### TO DO
Extract every line that includes the string "index".

### RECORDS TO PROCESS
+++++
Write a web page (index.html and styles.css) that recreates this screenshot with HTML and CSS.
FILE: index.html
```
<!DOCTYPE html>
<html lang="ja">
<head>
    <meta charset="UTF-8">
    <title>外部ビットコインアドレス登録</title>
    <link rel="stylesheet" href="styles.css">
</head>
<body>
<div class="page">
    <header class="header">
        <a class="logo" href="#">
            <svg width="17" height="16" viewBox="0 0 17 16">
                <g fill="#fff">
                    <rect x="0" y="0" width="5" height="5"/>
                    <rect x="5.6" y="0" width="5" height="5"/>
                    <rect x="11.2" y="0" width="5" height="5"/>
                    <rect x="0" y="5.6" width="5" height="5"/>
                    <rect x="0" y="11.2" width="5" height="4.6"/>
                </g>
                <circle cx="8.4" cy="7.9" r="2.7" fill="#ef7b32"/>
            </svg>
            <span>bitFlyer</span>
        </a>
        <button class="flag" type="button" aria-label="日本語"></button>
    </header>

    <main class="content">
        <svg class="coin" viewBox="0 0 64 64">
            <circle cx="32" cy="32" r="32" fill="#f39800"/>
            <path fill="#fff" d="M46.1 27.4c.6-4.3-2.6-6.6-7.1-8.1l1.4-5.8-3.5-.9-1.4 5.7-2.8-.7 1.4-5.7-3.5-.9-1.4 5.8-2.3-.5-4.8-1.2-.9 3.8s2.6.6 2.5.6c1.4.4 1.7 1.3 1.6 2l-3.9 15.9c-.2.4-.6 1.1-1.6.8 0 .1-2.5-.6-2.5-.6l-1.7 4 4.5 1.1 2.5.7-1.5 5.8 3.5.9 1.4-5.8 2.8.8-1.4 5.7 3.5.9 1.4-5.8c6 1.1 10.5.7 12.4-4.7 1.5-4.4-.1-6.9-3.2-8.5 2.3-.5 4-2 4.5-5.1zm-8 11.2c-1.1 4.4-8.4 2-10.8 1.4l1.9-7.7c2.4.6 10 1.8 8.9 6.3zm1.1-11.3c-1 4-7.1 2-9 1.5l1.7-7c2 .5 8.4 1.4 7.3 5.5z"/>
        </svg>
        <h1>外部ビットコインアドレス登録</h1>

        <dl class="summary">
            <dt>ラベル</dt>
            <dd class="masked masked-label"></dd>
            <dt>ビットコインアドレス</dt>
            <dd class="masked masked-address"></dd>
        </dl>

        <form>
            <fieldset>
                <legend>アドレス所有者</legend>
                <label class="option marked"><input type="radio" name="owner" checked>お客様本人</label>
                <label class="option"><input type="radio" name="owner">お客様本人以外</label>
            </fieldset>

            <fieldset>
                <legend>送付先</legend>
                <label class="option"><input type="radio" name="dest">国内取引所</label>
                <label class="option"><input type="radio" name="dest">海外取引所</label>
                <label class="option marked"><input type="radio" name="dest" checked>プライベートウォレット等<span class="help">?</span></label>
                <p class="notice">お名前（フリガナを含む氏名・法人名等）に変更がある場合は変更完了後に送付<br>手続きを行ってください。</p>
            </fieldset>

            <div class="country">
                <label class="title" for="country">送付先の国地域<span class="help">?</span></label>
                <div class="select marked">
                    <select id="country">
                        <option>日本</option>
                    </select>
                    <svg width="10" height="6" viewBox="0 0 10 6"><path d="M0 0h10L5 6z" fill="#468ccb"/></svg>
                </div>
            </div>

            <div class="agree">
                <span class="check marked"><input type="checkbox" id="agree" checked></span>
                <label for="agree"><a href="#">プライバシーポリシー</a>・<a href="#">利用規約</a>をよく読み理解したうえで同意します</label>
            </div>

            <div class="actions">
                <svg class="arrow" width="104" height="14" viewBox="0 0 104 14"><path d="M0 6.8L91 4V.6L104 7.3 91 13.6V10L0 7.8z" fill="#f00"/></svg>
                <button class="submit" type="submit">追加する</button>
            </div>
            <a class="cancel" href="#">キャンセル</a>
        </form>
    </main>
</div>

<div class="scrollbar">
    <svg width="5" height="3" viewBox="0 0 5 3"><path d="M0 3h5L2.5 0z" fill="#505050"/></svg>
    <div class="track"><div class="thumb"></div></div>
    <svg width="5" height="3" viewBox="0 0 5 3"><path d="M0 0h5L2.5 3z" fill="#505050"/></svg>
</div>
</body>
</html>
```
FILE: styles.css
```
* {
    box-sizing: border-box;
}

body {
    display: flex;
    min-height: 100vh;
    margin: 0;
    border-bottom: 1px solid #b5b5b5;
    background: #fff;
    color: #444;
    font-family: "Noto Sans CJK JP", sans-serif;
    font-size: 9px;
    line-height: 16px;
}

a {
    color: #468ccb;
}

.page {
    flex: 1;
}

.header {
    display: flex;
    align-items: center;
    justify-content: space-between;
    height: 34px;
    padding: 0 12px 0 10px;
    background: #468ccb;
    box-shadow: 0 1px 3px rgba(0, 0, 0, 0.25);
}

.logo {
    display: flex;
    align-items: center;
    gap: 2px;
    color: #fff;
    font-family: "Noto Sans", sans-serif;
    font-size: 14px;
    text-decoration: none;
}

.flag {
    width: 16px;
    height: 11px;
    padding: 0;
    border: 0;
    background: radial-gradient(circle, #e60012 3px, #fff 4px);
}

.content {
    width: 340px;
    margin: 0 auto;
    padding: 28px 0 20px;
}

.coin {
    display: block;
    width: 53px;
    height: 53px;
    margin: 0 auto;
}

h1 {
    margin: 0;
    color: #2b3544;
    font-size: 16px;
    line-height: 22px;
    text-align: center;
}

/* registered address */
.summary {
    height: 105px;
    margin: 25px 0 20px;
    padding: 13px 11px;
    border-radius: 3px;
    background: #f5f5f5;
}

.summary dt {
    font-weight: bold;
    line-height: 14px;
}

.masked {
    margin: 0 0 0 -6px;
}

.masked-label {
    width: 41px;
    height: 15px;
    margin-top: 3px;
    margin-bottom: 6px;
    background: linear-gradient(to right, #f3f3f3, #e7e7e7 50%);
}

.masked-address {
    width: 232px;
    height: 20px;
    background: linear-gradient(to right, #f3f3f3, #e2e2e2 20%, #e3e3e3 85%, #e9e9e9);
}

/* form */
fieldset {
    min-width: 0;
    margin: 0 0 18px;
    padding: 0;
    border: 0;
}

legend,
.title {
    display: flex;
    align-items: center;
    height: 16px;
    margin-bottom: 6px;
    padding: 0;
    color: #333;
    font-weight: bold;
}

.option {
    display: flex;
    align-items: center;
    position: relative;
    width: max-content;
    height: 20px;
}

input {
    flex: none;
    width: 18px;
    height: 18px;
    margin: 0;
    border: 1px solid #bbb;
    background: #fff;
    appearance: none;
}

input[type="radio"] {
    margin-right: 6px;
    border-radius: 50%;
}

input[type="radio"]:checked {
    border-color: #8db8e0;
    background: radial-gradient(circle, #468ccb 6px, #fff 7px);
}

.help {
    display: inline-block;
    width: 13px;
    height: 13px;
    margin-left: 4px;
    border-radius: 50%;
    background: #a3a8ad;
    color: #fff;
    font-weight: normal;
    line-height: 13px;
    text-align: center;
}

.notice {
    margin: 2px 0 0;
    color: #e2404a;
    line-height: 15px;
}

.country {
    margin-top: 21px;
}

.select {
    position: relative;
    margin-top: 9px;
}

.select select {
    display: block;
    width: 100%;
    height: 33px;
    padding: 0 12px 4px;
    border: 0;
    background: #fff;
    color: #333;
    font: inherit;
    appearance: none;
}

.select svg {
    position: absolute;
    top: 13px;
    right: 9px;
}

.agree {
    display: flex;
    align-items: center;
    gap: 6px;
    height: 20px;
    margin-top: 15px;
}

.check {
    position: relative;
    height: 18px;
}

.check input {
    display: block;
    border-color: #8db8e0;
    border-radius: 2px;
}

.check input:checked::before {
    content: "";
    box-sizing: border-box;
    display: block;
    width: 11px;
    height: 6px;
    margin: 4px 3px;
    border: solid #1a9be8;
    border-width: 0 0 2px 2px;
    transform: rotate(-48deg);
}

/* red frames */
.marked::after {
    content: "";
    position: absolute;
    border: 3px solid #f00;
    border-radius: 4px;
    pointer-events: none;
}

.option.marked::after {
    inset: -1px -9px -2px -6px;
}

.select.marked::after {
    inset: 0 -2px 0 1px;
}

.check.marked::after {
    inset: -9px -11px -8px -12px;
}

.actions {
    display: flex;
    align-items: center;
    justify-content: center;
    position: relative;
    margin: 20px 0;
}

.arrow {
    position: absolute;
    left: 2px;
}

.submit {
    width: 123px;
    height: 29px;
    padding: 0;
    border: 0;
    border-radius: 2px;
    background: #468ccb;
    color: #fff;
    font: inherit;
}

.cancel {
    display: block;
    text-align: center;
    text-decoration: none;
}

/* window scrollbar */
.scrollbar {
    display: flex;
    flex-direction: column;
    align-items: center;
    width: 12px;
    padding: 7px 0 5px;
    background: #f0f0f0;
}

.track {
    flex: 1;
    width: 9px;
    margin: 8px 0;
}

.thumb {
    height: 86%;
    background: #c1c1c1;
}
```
+++++
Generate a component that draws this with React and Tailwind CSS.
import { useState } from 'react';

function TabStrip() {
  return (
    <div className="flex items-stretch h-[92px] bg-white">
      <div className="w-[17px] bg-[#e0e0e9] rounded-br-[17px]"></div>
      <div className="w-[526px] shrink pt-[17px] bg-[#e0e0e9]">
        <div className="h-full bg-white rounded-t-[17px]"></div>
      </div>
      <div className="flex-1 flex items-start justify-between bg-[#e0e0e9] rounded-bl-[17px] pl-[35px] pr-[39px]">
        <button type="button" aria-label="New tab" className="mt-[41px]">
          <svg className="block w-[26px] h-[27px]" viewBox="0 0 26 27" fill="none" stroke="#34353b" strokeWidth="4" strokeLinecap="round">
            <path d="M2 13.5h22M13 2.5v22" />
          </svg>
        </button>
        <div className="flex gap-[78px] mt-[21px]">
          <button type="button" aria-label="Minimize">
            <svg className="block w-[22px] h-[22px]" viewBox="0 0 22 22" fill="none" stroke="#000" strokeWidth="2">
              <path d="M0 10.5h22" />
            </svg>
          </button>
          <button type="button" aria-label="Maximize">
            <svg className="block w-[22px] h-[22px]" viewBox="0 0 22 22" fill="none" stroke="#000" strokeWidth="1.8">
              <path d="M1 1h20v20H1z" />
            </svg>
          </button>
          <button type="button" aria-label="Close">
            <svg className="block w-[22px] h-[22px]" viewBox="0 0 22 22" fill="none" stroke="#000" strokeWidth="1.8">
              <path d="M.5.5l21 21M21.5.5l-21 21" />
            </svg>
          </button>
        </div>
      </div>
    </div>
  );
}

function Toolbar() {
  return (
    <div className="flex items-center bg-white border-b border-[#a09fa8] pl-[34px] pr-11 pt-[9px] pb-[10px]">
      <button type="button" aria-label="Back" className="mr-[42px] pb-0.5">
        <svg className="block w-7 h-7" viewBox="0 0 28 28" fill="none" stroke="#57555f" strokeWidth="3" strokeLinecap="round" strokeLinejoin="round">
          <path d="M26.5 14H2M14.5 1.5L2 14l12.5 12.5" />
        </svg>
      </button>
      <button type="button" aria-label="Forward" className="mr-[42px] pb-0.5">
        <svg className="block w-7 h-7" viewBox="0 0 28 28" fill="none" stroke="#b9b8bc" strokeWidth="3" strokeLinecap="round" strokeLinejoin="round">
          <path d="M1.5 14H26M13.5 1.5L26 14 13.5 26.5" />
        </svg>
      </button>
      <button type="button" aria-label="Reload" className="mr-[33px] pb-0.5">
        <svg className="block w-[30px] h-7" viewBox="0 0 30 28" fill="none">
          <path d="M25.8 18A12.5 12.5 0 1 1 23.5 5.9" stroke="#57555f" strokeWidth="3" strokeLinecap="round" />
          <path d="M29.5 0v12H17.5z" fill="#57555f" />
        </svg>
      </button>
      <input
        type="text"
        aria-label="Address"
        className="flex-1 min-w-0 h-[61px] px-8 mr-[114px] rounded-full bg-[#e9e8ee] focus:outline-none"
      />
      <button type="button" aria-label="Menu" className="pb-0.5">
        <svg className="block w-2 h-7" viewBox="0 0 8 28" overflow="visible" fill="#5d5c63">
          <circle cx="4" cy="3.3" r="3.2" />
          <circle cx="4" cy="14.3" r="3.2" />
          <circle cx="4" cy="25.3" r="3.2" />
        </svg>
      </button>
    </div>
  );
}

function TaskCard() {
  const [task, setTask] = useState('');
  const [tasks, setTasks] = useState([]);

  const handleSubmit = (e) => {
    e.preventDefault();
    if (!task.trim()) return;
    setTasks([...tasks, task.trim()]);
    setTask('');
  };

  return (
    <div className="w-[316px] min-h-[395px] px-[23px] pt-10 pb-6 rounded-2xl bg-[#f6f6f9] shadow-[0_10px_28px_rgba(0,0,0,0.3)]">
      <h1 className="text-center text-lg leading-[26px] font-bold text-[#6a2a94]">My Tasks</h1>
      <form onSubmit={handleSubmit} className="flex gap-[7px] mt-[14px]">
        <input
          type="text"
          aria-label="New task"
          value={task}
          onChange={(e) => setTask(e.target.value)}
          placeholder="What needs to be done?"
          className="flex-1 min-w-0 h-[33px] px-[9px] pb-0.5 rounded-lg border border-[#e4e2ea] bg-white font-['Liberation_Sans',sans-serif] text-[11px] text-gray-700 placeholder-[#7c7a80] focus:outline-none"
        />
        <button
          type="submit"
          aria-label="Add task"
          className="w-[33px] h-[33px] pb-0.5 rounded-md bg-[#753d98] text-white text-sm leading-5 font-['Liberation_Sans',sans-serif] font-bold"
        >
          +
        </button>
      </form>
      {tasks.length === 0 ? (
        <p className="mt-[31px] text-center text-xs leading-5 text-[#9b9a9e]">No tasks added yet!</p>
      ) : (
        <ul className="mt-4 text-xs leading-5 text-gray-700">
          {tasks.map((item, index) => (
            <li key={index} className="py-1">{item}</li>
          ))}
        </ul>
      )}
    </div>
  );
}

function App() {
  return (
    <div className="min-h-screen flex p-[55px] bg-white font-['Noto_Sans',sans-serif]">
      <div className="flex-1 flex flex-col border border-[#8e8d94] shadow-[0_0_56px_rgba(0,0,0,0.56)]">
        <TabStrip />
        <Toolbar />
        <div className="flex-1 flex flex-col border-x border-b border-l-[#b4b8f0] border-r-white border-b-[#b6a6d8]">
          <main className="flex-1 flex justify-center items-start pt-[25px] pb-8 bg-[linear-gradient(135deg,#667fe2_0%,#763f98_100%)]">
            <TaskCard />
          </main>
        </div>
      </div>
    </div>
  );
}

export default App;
+++++
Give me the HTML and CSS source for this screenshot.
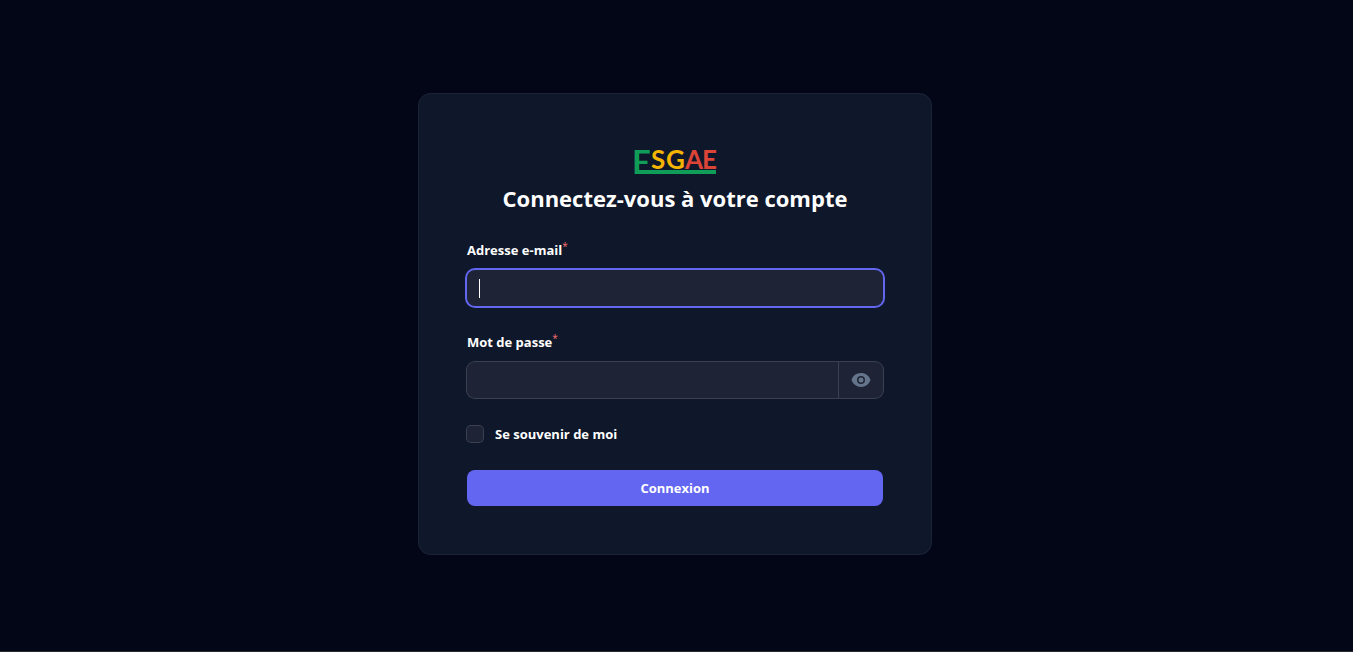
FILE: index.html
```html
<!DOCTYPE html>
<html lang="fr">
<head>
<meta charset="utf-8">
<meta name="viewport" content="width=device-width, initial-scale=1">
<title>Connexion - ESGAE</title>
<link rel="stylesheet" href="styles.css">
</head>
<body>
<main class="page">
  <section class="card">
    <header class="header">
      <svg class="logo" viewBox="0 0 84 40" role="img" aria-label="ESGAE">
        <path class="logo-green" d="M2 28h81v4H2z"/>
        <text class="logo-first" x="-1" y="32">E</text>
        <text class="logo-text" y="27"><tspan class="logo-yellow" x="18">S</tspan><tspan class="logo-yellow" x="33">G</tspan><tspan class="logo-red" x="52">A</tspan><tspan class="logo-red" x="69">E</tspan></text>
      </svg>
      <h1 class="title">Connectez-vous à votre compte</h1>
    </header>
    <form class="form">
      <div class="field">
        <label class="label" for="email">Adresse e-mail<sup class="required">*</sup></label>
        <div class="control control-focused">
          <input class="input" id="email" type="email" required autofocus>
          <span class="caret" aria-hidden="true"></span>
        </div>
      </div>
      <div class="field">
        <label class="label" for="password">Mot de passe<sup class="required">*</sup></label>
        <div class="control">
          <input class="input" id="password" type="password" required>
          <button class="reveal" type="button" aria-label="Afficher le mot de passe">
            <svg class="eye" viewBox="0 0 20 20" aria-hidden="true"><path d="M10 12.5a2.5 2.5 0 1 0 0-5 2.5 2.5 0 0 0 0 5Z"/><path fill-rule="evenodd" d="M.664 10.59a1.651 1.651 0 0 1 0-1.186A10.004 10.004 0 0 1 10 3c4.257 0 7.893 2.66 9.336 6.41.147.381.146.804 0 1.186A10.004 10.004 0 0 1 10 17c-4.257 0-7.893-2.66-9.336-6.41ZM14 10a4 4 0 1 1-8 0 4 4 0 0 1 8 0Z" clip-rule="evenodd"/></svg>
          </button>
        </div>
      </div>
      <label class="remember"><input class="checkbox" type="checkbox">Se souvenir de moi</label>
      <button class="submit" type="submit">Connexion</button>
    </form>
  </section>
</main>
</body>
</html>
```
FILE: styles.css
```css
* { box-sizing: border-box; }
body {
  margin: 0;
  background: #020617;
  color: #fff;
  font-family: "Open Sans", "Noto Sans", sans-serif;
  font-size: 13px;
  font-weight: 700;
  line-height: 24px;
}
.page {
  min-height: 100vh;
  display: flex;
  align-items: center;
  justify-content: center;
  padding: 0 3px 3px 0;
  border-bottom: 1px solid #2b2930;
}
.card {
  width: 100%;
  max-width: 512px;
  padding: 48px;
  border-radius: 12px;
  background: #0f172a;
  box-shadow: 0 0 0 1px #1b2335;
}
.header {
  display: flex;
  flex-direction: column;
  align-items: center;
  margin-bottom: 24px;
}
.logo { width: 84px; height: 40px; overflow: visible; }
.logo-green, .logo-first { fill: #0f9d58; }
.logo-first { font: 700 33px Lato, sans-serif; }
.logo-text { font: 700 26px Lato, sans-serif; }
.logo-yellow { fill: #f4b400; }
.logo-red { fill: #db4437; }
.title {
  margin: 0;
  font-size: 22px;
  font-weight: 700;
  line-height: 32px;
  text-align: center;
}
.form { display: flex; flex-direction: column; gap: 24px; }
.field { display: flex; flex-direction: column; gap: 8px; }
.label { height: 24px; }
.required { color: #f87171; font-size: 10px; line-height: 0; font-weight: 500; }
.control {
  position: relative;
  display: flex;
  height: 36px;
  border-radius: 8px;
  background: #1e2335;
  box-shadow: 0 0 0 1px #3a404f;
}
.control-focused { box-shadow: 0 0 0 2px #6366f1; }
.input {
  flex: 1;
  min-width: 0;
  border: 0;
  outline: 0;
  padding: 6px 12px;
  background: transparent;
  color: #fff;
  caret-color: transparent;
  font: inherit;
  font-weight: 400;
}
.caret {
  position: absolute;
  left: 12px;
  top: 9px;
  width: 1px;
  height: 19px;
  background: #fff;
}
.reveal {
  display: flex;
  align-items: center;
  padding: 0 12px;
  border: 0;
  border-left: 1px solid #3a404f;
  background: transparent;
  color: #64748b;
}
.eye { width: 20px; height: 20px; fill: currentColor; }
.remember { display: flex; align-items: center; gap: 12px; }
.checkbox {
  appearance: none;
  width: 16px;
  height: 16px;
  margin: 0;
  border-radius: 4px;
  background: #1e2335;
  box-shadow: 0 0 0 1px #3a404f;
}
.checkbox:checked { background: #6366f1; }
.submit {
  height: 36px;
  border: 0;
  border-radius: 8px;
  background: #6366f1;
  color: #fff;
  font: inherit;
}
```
+++++
### EXERCISE RESULT
Write a web page (index.html and styles.css) that recreates this screenshot with HTML and CSS.
FILE: index.html
          {tasks.map((item, index) => (
            <li key={index} className="py-1">{item}</li>
FILE: index.html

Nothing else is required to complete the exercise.